Step 2 — start the gateway

docker run -d --name hafiz-vmware --restart=unless-stopped \
  --network host \
  -e HAFIZ_ENDPOINT=http://hafiz:9000 \
  -e HAFIZ_ACCESS_KEY=hafizadmin \
  -e HAFIZ_SECRET_KEY="${HAFIZ_SECRET_KEY}" \
  -e HAFIZ_BUCKET=vmware-ds1 \
  hafiz-nfs:v1.17 \
  hafiz-nfs-gateway --bind 0.0.0.0:2049

ESXi insists on port 2049 for NFSv4.1. --network host is the simplest way; alternatively bind a publicly routable IP and open the firewall.

Verify the gateway is reachable from an ESXi host:

ssh root@esxi-host
esxcli network ip connection list | grep 2049
# Or from a Linux jumpbox:
mount -t nfs4 -o vers=4.1 gateway-host:/ /mnt/probe
ls /mnt/probe                                  # should be empty
umount /mnt/probe

Step 3 — add the datastore in vCenter

UI path:

  1. Inventory → Datastore → New Datastore → NFS → NFS 4.1
  2. Server: gateway-host IP
  3. Folder: / (the gateway exports a single bucket as the root)
  4. Datastore name: hafiz-vmware-ds1
  5. Hosts: select every ESXi host that should mount this share
  6. Authentication: AUTH_SYS (Kerberos is on the roadmap)

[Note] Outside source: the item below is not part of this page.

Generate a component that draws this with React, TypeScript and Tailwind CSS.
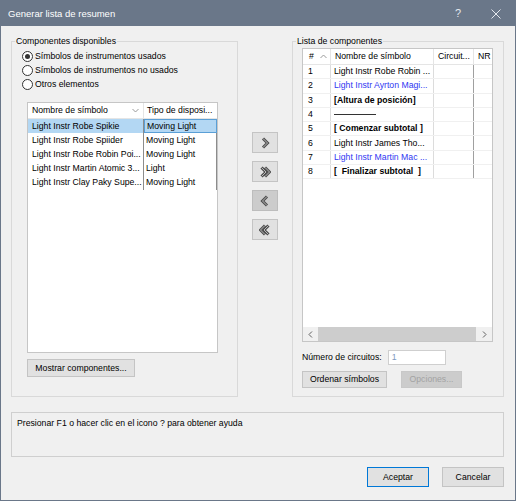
import React from "react";

const leftRows = [
  ["Light Instr Robe Spikie", "Moving Light"],
  ["Light Instr Robe Spiider", "Moving Light"],
  ["Light Instr Robe Robin Poi...", "Moving Light"],
  ["Light Instr Martin Atomic 3...", "Light"],
  ["Light Instr Clay Paky Supe...", "Moving Light"],
];

const rightRows = [
  { n: "1", t: "Light Instr Robe Robin ...", kind: "normal" },
  { n: "2", t: "Light Instr Ayrton Magi...", kind: "blue" },
  { n: "3", t: "[Altura de posición]", kind: "bold" },
  { n: "4", t: "", kind: "line" },
  { n: "5", t: "[ Comenzar subtotal ]", kind: "bold" },
  { n: "6", t: "Light Instr James Tho...", kind: "normal" },
  { n: "7", t: "Light Instr Martin Mac ...", kind: "blue" },
  { n: "8", t: "[  Finalizar subtotal  ]", kind: "bold" },
];

function Radio({ checked, label }: { checked?: boolean; label: string }) {
  return (
    <div className="flex h-[14px] items-center gap-[2px]">
      <span className="flex h-[11px] w-[11px] items-center justify-center rounded-full border border-[#333] bg-white">
        {checked && <span className="h-[5px] w-[5px] rounded-full bg-[#333]" />}
      </span>
      <span>{label}</span>
    </div>
  );
}

function Chevron({ dir, double }: { dir: "right" | "left"; double?: boolean }) {
  const paths = double
    ? dir === "right"
      ? ["M2.5 2.5 L7 7 L2.5 11.5", "M6 2.5 L10.5 7 L6 11.5"]
      : ["M9.5 2.5 L5 7 L9.5 11.5", "M6 2.5 L1.5 7 L6 11.5"]
    : dir === "right"
      ? ["M4 2.5 L8.5 7 L4 11.5"]
      : ["M8 2.5 L3.5 7 L8 11.5"];
  return (
    <svg width="12" height="14" viewBox="0 0 12 14">
      {paths.map((d) => (
        <path key={d + "o"} d={d} fill="none" stroke="#4d4d4d" strokeWidth="3" />
      ))}
      {paths.map((d) => (
        <path key={d + "i"} d={d} fill="none" stroke="#b9b9b9" strokeWidth="1" />
      ))}
    </svg>
  );
}

function ArrowBtn({ dir, double, pressed }: { dir: "right" | "left"; double?: boolean; pressed?: boolean }) {
  return (
    <div
      className={
        "flex h-[21px] w-[26px] items-center justify-center border " +
        (pressed ? "border-[#bdbdbd] bg-[#cccccc]" : "border-[#c4c4c4] bg-[#e1e1e1]")
      }
    >
      <Chevron dir={dir} double={double} />
    </div>
  );
}

function SmallChevron({ up }: { up?: boolean }) {
  return (
    <svg width="7" height="5" viewBox="0 0 7 5">
      <path d={up ? "M0.5 4 L3.5 1 L6.5 4" : "M0.5 1 L3.5 4 L6.5 1"} fill="none" stroke="#9a9a9a" strokeWidth="1" />
    </svg>
  );
}

export default function App() {
  return (
    <div className="flex h-[501px] w-[516px] flex-col border border-[#6a7789] bg-[#f0f0f0] font-['Liberation_Sans',Arial,sans-serif] text-[8.7px] leading-[11px] text-black">
      {/* title bar */}
      <div className="flex h-[25px] shrink-0 items-center bg-[#6a7789] pl-[7px] pr-[14px] text-[9.5px] text-white">
        <span className="flex-1">Generar lista de resumen</span>
        <span className="mr-[30px] text-[11px] text-[#e4e8ee]">?</span>
        <svg width="10" height="10" viewBox="0 0 10 10">
          <path d="M0.5 0.5 L9.5 9.5 M9.5 0.5 L0.5 9.5" stroke="#e4e8ee" strokeWidth="1" />
        </svg>
      </div>

      <div className="flex flex-col px-[10px]">
        <div className="mt-[10px] flex">
          {/* left group */}
          <fieldset className="h-[361px] w-[227px] min-w-0 border border-[#d9d9d9]">
            <legend className="ml-[3px] px-[1px] leading-[11px]">Componentes disponibles</legend>
            <div className="pl-[10px] pt-[2px]">
              <Radio checked label="Símbolos de instrumentos usados" />
              <Radio label="Símbolos de instrumentos no usados" />
              <Radio label="Otros elementos" />
            </div>
            <div className="ml-[15px] mt-[11px] flex h-[251px] w-[191px] flex-col border border-[#c6c6c6] bg-white">
              <div className="flex h-[16px] shrink-0 items-center border-b border-[#e5e5e5]">
                <div className="flex h-full w-[116px] items-center border-r border-[#e5e5e5] pl-[4px] pr-[4px]">
                  <span className="flex-1">Nombre de símbolo</span>
                  <SmallChevron />
                </div>
                <div className="pl-[3px]">Tipo de disposi...</div>
              </div>
              {leftRows.map((r, i) => (
                <div key={i} className={"flex h-[14.2px] " + (i === 0 ? "bg-[#b3d7f3]" : "")}>
                  <div className="flex w-[116px] items-center overflow-hidden whitespace-nowrap border-r border-[#8c8c8c] pl-[4px]">
                    {r[0]}
                  </div>
                  <div
                    className={
                      "flex w-[73px] items-center border-r pl-[2px] " +
                      (i === 0 ? "border border-[#5a9fd6]" : "border-[#8c8c8c]")
                    }
                  >
                    {r[1]}
                  </div>
                </div>
              ))}
            </div>
            <div className="ml-[15px] mt-[6px] flex h-[18px] w-[108px] items-center justify-center border border-[#c4c4c4] bg-[#e1e1e1]">
              Mostrar componentes...
            </div>
          </fieldset>

          {/* transfer arrows */}
          <div className="flex w-[54px] flex-col gap-[8px] pl-[14px] pt-[96px]">
            <ArrowBtn dir="right" />
            <ArrowBtn dir="right" double />
            <ArrowBtn dir="left" pressed />
            <ArrowBtn dir="left" double />
          </div>

          {/* right group */}
          <fieldset className="h-[361px] w-[212px] min-w-0 border border-[#d9d9d9]">
            <legend className="ml-[3px] px-[1px] leading-[11px]">Lista de componentes</legend>
            <div className="ml-[9px] mt-[1px] flex h-[294px] w-[191px] flex-col border border-[#c6c6c6] bg-white">
              <div className="flex h-[16px] shrink-0 items-center border-b border-[#e5e5e5]">
                <div className="flex h-full w-[28px] items-center gap-[6px] border-r border-[#e5e5e5] pl-[6px]">
                  <span>#</span>
                  <SmallChevron up />
                </div>
                <div className="flex h-full w-[103px] items-center border-r border-[#e5e5e5] pl-[4px]">
                  Nombre de símbolo
                </div>
                <div className="flex h-full w-[40px] items-center border-r border-[#e5e5e5] pl-[4px]">
                  Circuit...
                </div>
                <div className="pl-[4px]">NR</div>
              </div>
              <div className="flex-1">
                {rightRows.map((r) => (
                  <div key={r.n} className="flex h-[14.3px] border-b border-[#f0f0f0]">
                    <div className="flex w-[28px] items-center border-r border-[#dcdcdc] pl-[5px]">{r.n}</div>
                    <div
                      className={
                        "flex w-[103px] items-center overflow-hidden whitespace-pre border-r border-[#dcdcdc] pl-[3px] " +
                        (r.kind === "blue" ? "text-[#2f37f2]" : "") +
                        (r.kind === "bold" ? "font-bold" : "")
                      }
                    >
                      {r.kind === "line" ? <span className="h-px w-[42px] bg-[#333]" /> : r.t}
                    </div>
                    <div className="w-[40px] border-r border-[#a0a0a0]" />
                    <div className="flex-1" />
                  </div>
                ))}
              </div>
              <div className="flex h-[14px] shrink-0 items-center bg-[#f0f0f0]">
                <div className="flex w-[15px] justify-center">
                  <svg width="5" height="7" viewBox="0 0 5 7">
                    <path d="M4 0.5 L1 3.5 L4 6.5" fill="none" stroke="#606060" strokeWidth="1" />
                  </svg>
                </div>
                <div className="h-full w-[158px] bg-[#cdcdcd]" />
                <div className="flex flex-1 justify-center">
                  <svg width="5" height="7" viewBox="0 0 5 7">
                    <path d="M1 0.5 L4 3.5 L1 6.5" fill="none" stroke="#606060" strokeWidth="1" />
                  </svg>
                </div>
              </div>
            </div>
            <div className="ml-[9px] mt-[8px] flex h-[15px] items-center">
              <span>Número de circuitos:</span>
              <div className="ml-[6px] flex h-[15px] w-[58px] items-center border border-[#cfcfcf] bg-white pl-[3px] text-[#7d9ac0]">
                1
              </div>
            </div>
            <div className="ml-[9px] mt-[6px] flex gap-[14px]">
              <div className="flex h-[17px] w-[85px] items-center justify-center border border-[#c4c4c4] bg-[#e1e1e1]">
                Ordenar símbolos
              </div>
              <div className="flex h-[17px] w-[61px] items-center justify-center border border-[#c8c8c8] bg-[#cccccc] text-[#a3a3a3]">
                Opciones...
              </div>
            </div>
          </fieldset>
        </div>

        {/* help */}
        <div className="mt-[15px] h-[45px] w-[493px] border border-[#cfcfcf] px-[5px] pt-[5px]">
          Presionar F1 o hacer clic en el icono ? para obtener ayuda
        </div>

        {/* bottom buttons */}
        <div className="mt-[10px] flex w-[493px] justify-end gap-[13px]">
          <div className="flex h-[20px] w-[62px] items-center justify-center border border-[#0078d7] bg-[#e1e1e1]">
            Aceptar
          </div>
          <div className="flex h-[20px] w-[62px] items-center justify-center border border-[#c4c4c4] bg-[#e1e1e1]">
            Cancelar
          </div>
        </div>
      </div>
    </div>
  );
}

CLI path (one host at a time):

ssh root@esxi-host
esxcli storage nfs41 add \
  --hosts=gateway-host \
  --share=/ \
  --volume-name=hafiz-vmware-ds1 \
  --auth-mode=auth_sys

vSphere immediately scans the share for existing VMs (none on a fresh bucket).

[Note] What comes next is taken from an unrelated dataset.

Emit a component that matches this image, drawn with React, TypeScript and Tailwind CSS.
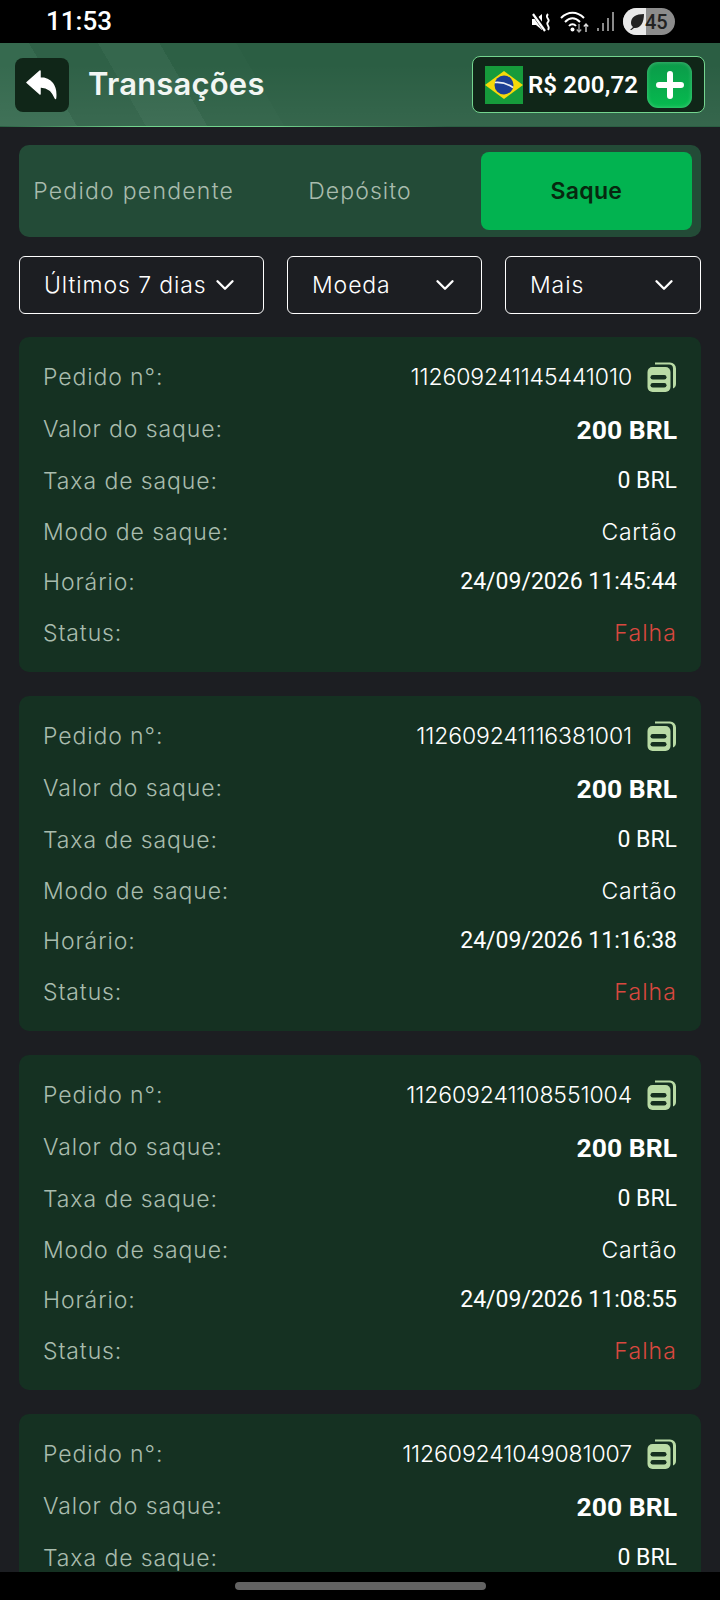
import { ChevronDown } from 'lucide-react';

const orders = [
  { id: '112609241145441010', time: '24/09/2026 11:45:44' },
  { id: '112609241116381001', time: '24/09/2026 11:16:38' },
  { id: '112609241108551004', time: '24/09/2026 11:08:55' },
  { id: '112609241049081007', time: '24/09/2026 10:49:08' },
];

const label = "font-['Inter',sans-serif] text-[23px] font-light tracking-[0.9px] text-[#a9bcae]";
const value = "font-['Roboto',sans-serif] text-[23px] text-white";
const body = "font-['Inter',sans-serif] text-[23px] font-light";

function CopyIcon() {
  return (
    <svg width="30" height="30" viewBox="0 0 30 30" className="ml-[15px]">
      <path d="M8 0.5 H23 a6 6 0 0 1 6 6 V22 a5 5 0 0 1 -3 4.5 V6.5 a4 4 0 0 0 -4 -4 H8 Z" fill="#b9dba5" />
      <rect x="0.5" y="5" width="23" height="25" rx="5" fill="#b9dba5" />
      <rect x="3.5" y="13" width="16" height="4.5" rx="2.2" fill="#15301f" />
      <rect x="3.5" y="21" width="16" height="4.5" rx="2.2" fill="#15301f" />
    </svg>
  );
}

function BrazilFlag() {
  return (
    <svg width="38" height="38" viewBox="0 0 38 38" className="shrink-0">
      <rect width="38" height="38" fill="#169b3b" />
      <path d="M19 5 L38 19 L19 33 L0 19 Z" fill="#f5d90a" />
      <circle cx="19" cy="19" r="9.5" fill="#1c3f94" />
      <path d="M10 16.5 Q19 15.5 28 21.5" stroke="#e9eef5" strokeWidth="1.6" fill="none" />
    </svg>
  );
}

function StatusIcons() {
  return (
    <div className="flex items-center">
      {/* muted speaker */}
      <svg width="22" height="22" viewBox="0 0 22 22" className="mr-[7px]">
        <path d="M1 8 H5 L11 3 V19 L5 14 H1 Z" fill="#fff" />
        <path d="M2 2 L15 20" stroke="#000" strokeWidth="4.5" />
        <path d="M2 3 L14 20" stroke="#fff" strokeWidth="2.2" />
        <path d="M17 3 C13 7 20 8 17 11 C14 14 20 15 17 19" stroke="#fff" strokeWidth="1.8" fill="none" />
      </svg>
      {/* wifi with data arrows */}
      <svg width="31" height="22" viewBox="0 0 31 22" className="mr-[6px]">
        <path d="M1 7 C8 0 17 0 24 7" stroke="#fff" strokeWidth="2" fill="none" />
        <path d="M5 11 C10 6 15 6 20 11" stroke="#fff" strokeWidth="2" fill="none" />
        <path d="M9 15 C11 12.5 14 12.5 16 15" stroke="#fff" strokeWidth="2" fill="none" />
        <circle cx="12.5" cy="18.5" r="2" fill="#fff" />
        <path d="M19 13 V21 M16.8 18.5 L19 21 L21.2 18.5" stroke="#aaa" strokeWidth="1.3" fill="none" />
        <path d="M26 21 V13 M23.8 15.5 L26 13 L28.2 15.5" stroke="#ddd" strokeWidth="1.3" fill="none" />
      </svg>
      {/* signal */}
      <svg width="18" height="21" viewBox="0 0 18 21" className="mr-[8px]">
        <rect x="0" y="17" width="2" height="3" fill="#8a8a8a" />
        <rect x="5" y="12" width="2" height="8" fill="#8a8a8a" />
        <rect x="10" y="7" width="2" height="13" fill="#8a8a8a" />
        <rect x="15" y="1" width="2" height="19" fill="#8a8a8a" />
      </svg>
      {/* battery */}
      <div className="relative flex h-[27px] w-[52px] items-center overflow-hidden rounded-full bg-[#8c8c8c]">
        <div className="h-full w-[23px] bg-[#e8e8e8]" />
        <svg width="18" height="18" viewBox="0 0 18 18" className="absolute left-[5px] top-[5px]">
          <path d="M16 1 C8 1 3 4 3 10 C3 12 4 13 5 14 L2 17 L3.5 17 L6 15 C12 16 16 10 16 1 Z" fill="#222" />
        </svg>
        <span className="absolute left-[22px] font-['Roboto',sans-serif] text-[20px] font-medium text-[#222]">45</span>
      </div>
    </div>
  );
}

function OrderCard({ id, time }: { id: string; time: string }) {
  return (
    <div className="flex h-[335px] shrink-0 flex-col rounded-[10px] bg-[#153122] px-[24px] pb-[12px] pt-[14px]">
      <div className="flex h-[52px] items-center justify-between">
        <span className={label}>Pedido n°:</span>
        <span className="flex items-center">
          <span className="font-['Inter',sans-serif] text-[23px] font-light tracking-[-0.1px] text-white">{id}</span>
          <CopyIcon />
        </span>
      </div>
      <div className="flex h-[53px] items-center justify-between">
        <span className={label}>Valor do saque:</span>
        <span className="font-['Roboto',sans-serif] text-[26.5px] font-bold text-white">200 BRL</span>
      </div>
      <div className="flex h-[51px] items-center justify-between">
        <span className={label}>Taxa de saque:</span>
        <span className={value}>0 BRL</span>
      </div>
      <div className="flex h-[50px] items-center justify-between">
        <span className={label}>Modo de saque:</span>
        <span className={`${body} tracking-[0.7px] text-white`}>Cartão</span>
      </div>
      <div className="flex h-[50px] items-center justify-between">
        <span className={label}>Horário:</span>
        <span className={value}>{time}</span>
      </div>
      <div className="flex h-[52px] items-center justify-between">
        <span className={label}>Status:</span>
        <span className={`${body} tracking-[1.1px] text-[#d9483f]`}>Falha</span>
      </div>
    </div>
  );
}

export default function App() {
  return (
    <div className="flex h-[1600px] w-[720px] flex-col overflow-hidden bg-[#1c1e22]">
      <div className="flex h-[43px] shrink-0 items-center justify-between bg-black pl-[46px] pr-[45px]">
        <span className="font-['Roboto',sans-serif] text-[26px] font-medium text-white">11:53</span>
        <StatusIcons />
      </div>

      <header className="flex h-[83px] shrink-0 items-center justify-between bg-[linear-gradient(to_top,rgba(255,255,255,0.05),rgba(255,255,255,0)_75%),linear-gradient(60deg,#366a4f_0%,#366a4f_10%,#2f6147_10%,#2f6147_19%,#35674d_19%,#35674d_27%,#2d6045_27%,#2d6045_37%,#2b5e43_37%,#2b5e43_100%)] px-[15px]">
        <div className="flex items-center">
          <button className="flex h-[54px] w-[54px] items-center justify-center rounded-[8px] bg-[#102618]">
            <svg width="32" height="30" viewBox="0 0 32 30">
              <path d="M14 1 L1 12.5 L14 24 V17 C21 16.5 26 20 29.5 28.5 C31 16 25 8 14 8 Z" fill="#fff" stroke="#fff" strokeWidth="1.5" strokeLinejoin="round" />
            </svg>
          </button>
          <h1 className="ml-[19px] font-['Inter',sans-serif] text-[31px] font-semibold tracking-[0.2px] text-[#f2f6f3]">Transações</h1>
        </div>
        <div className="flex h-[57px] w-[233px] items-center rounded-[8px] border border-[#74d58f] bg-[#102618] pl-[12px]">
          <BrazilFlag />
          <span className="ml-[5px] font-['Roboto',sans-serif] text-[24px] font-semibold tracking-[0.1px] text-white">R$ 200,72</span>
          <div className="ml-auto mr-[12px] flex h-[46px] w-[45px] items-center justify-center rounded-[11px] bg-[linear-gradient(180deg,#0b9a49,#06bb4f)] shadow-[inset_0_0_4px_rgba(255,255,255,0.3)]">
            <svg width="28" height="28" viewBox="0 0 28 28">
              <path d="M14 3 V25 M3 14 H25" stroke="#fff" strokeWidth="6" strokeLinecap="round" />
            </svg>
          </div>
        </div>
      </header>
      <div className="h-px shrink-0 bg-[linear-gradient(90deg,#2b5e43_0%,#74d58f_18%,#74d58f_38%,#2b5e43_62%)]" />

      <main className="flex min-h-0 flex-1 flex-col overflow-hidden px-[19px] pt-[18px]">
        <div className="grid h-[92px] shrink-0 grid-cols-3 gap-[15px] rounded-[10px] bg-[#234b37] px-[9px] py-[7px]">
          <div className="flex items-center justify-center">
            <span className={`${body} whitespace-nowrap tracking-[1.25px] text-[#a9bcae]`}>Pedido pendente</span>
          </div>
          <div className="flex items-center justify-center">
            <span className={`${body} tracking-[1.1px] text-[#a9bcae]`}>Depósito</span>
          </div>
          <div className="flex items-center justify-center rounded-[8px] bg-[#02b350]">
            <span className="font-['Inter',sans-serif] text-[23px] font-semibold tracking-[0.3px] text-[#07280f]">Saque</span>
          </div>
        </div>

        <div className="mt-[19px] flex h-[58px] shrink-0 justify-between">
          <div className="flex w-[245px] items-center justify-between rounded-[6px] border border-white pl-[24px] pr-[23px]">
            <span className={`${body} whitespace-nowrap tracking-[0.9px] text-white`}>Últimos 7 dias</span>
            <ChevronDown size={30} color="#fff" strokeWidth={1.9} className="shrink-0" />
          </div>
          <div className="flex w-[195px] items-center justify-between rounded-[6px] border border-white pl-[24px] pr-[21px]">
            <span className={`${body} tracking-[0.9px] text-white`}>Moeda</span>
            <ChevronDown size={30} color="#fff" strokeWidth={1.9} className="shrink-0" />
          </div>
          <div className="flex w-[196px] items-center justify-between rounded-[6px] border border-white pl-[24px] pr-[21px]">
            <span className={`${body} tracking-[0.9px] text-white`}>Mais</span>
            <ChevronDown size={30} color="#fff" strokeWidth={1.9} className="shrink-0" />
          </div>
        </div>

        <div className="mt-[23px] flex flex-col gap-[24px]">
          {orders.map((o) => (
            <OrderCard key={o.id} id={o.id} time={o.time} />
          ))}
        </div>
      </main>

      <div className="flex h-[28px] shrink-0 items-center justify-center bg-black">
        <div className="h-[8px] w-[251px] rounded-full bg-[#636363]" />
      </div>
    </div>
  );
}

Step 4 — create a VM on it

In vCenter, New VM → Storage → hafiz-vmware-ds1. The .vmdk lands in the bucket as <vm-name>/<vm-name>-flat.vmdk plus the descriptor .vmdk and the .vmx config file.

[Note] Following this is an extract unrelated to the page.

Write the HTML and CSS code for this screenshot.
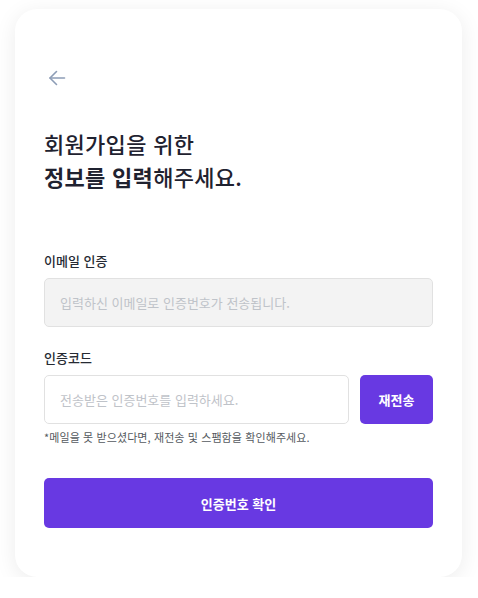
FILE: index.html
```html
<!DOCTYPE html>
<html lang="ko">
<head>
    <meta charset="UTF-8">
    <meta name="viewport" content="width=device-width, initial-scale=1.0">
    <title>회원가입</title>
    <link rel="stylesheet" href="styles.css">
</head>
<body>
    <div class="card">
        <!-- Back -->
        <button class="back" type="button" aria-label="뒤로가기">
            <svg width="24" height="24" viewBox="0 0 24 24" fill="none" stroke="#8d9db6" stroke-width="1.6" stroke-linecap="round" stroke-linejoin="round">
                <path d="M19.5 12H5"/>
                <path d="M11.5 5.5L5 12l6.5 6.5"/>
            </svg>
        </button>

        <h1 class="title">회원가입을 위한<br><strong>정보를 입력</strong>해주세요.</h1>

        <!-- Email -->
        <div class="form-group">
            <label for="email">이메일 인증</label>
            <input type="text" id="email" class="input-disabled" placeholder="입력하신 이메일로 인증번호가 전송됩니다." disabled>
        </div>

        <!-- Code -->
        <div class="form-group code-group">
            <label for="code">인증코드</label>
            <div class="code-row">
                <input type="text" id="code" placeholder="전송받은 인증번호를 입력하세요.">
                <button class="resend" type="button">재전송</button>
            </div>
            <p class="hint">*메일을 못 받으셨다면, 재전송 및 스팸함을 확인해주세요.</p>
        </div>

        <button class="submit" type="button">인증번호 확인</button>
    </div>
</body>
</html>
```

FILE: styles.css
```css
* {
    box-sizing: border-box;
}
body {
    margin: 0;
    padding: 9px 16px 0 15px;
    background-color: #ffffff;
    font-family: "Noto Sans CJK KR", "Noto Sans", sans-serif;
    color: #1f2230;
}
.card {
    width: 447px;
    height: 568px;
    padding: 57px 29px 0 29px;
    background-color: #fff;
    border-radius: 22px;
    box-shadow: 0 4px 22px rgba(0, 0, 0, 0.08);
}
.back {
    display: block;
    width: 24px;
    height: 24px;
    padding: 0;
    margin-left: 1px;
    border: none;
    background: none;
    cursor: pointer;
}
.title {
    margin: 37px 0 0 0;
    font-size: 22px;
    font-weight: 500;
    line-height: 33px;
    color: #1f2230;
    letter-spacing: 0.3px;
}
.title strong {
    font-weight: 700;
}
.form-group {
    margin-top: 59px;
}
.code-group {
    margin-top: 22px;
}
label {
    display: block;
    margin-bottom: 8px;
    font-size: 13px;
    line-height: 18px;
    font-weight: 500;
    color: #262a33;
}
input[type="text"] {
    width: 100%;
    height: 49px;
    padding: 0 15px;
    border: 1px solid #e1e1e1;
    border-radius: 5px;
    background-color: #fff;
    font-family: inherit;
    font-size: 13px;
    color: #333;
    outline: none;
}
input::placeholder {
    color: #bfc3c9;
}
.input-disabled {
    background-color: #f3f3f3 !important;
}
.code-row {
    display: flex;
    gap: 11px;
}
.code-row input[type="text"] {
    flex: 1;
}
.resend {
    flex: none;
    width: 73px;
    height: 49px;
    border: none;
    border-radius: 5px;
    background-color: #6839e2;
    color: #fff;
    font-family: inherit;
    font-size: 13px;
    font-weight: 700;
    cursor: pointer;
}
.hint {
    margin: 5px 0 0 0;
    font-size: 11px;
    line-height: 16px;
    letter-spacing: 0.1px;
    color: #555a60;
}
.submit {
    display: block;
    width: 100%;
    height: 50px;
    margin-top: 33px;
    border: none;
    border-radius: 5px;
    background-color: #6839e2;
    color: #fff;
    font-family: inherit;
    font-size: 13px;
    font-weight: 700;
    cursor: pointer;
}
```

Smoke check from the underlying S3 view:

aws --endpoint-url http://hafiz:9000 s3 ls s3://vmware-ds1/ --recursive | head
# 2026-04-30 15:00:00     1024  test-vm/test-vm.vmx
# 2026-04-30 15:00:01      512  test-vm/test-vm.vmdk
# 2026-04-30 15:00:30 1073741824 test-vm/test-vm-flat.vmdk

Production knobs

Setting Recommendation
Read/write block size Default vSphere uses 64 KiB; the gateway honors what the kernel asks for. Bump to 1 MiB for large sequential workloads.
Number of NFS connections ESXi opens 4–8 connections per host; gateway scales linearly with tokio worker threads.
NFS heartbeat / lease Hafiz uses a 60 s lease (matches ESXi's expectation). Don't override unless you've measured.
Path MTU Jumbo frames (MTU 9000) on the storage VLAN cuts CPU per byte by ~30 %.
TLS / mTLS NFSv4 RPCSEC_GSS isn't implemented yet. Run the gateway over a private storage VLAN; don't expose it to the Internet.

High-availability

The gateway is stateless — restarting it doesn't lose data, only in-flight RPCs. For HA:

  • Active-passive: keepalived + VRRP on the gateway hosts. Failover is ~5 seconds; ESXi reconnects automatically (NFSv4 grace period).
  • Active-active: round-robin DNS works for read-heavy workloads. Avoid for write-heavy — different gateways issuing different stateids confuse the v4.1 session protocol.

Backup + DR

Because the datastore is an S3 bucket, native S3 tools work:

  • Snapshots: aws s3 sync s3://vmware-ds1 s3://vmware-ds1-snapshots/$(date +%F)
  • Cross-region: Hafiz cluster sync (see Cross-Network Replication)
  • Versioning: enable on the bucket — every overwrite of a .vmdk keeps the prior version, so you can roll back a corrupted VM image to the previous boot.

Limitations

  • No support for vSphere VAAI primitives (ATOMIC TEST AND SET, XCOPY). Operations like full clones fall back to host-driven copy — slower but still correct.
  • pNFS not supported. Single gateway is the metadata + data path; throughput tops out at the gateway's NIC + CPU.
  • VMFS-on-NFS is not a thing — stick with NFS-native datastores.
  • No NFSv3 support today; ESXi 5.5 and earlier won't work. 6.5+ is fine.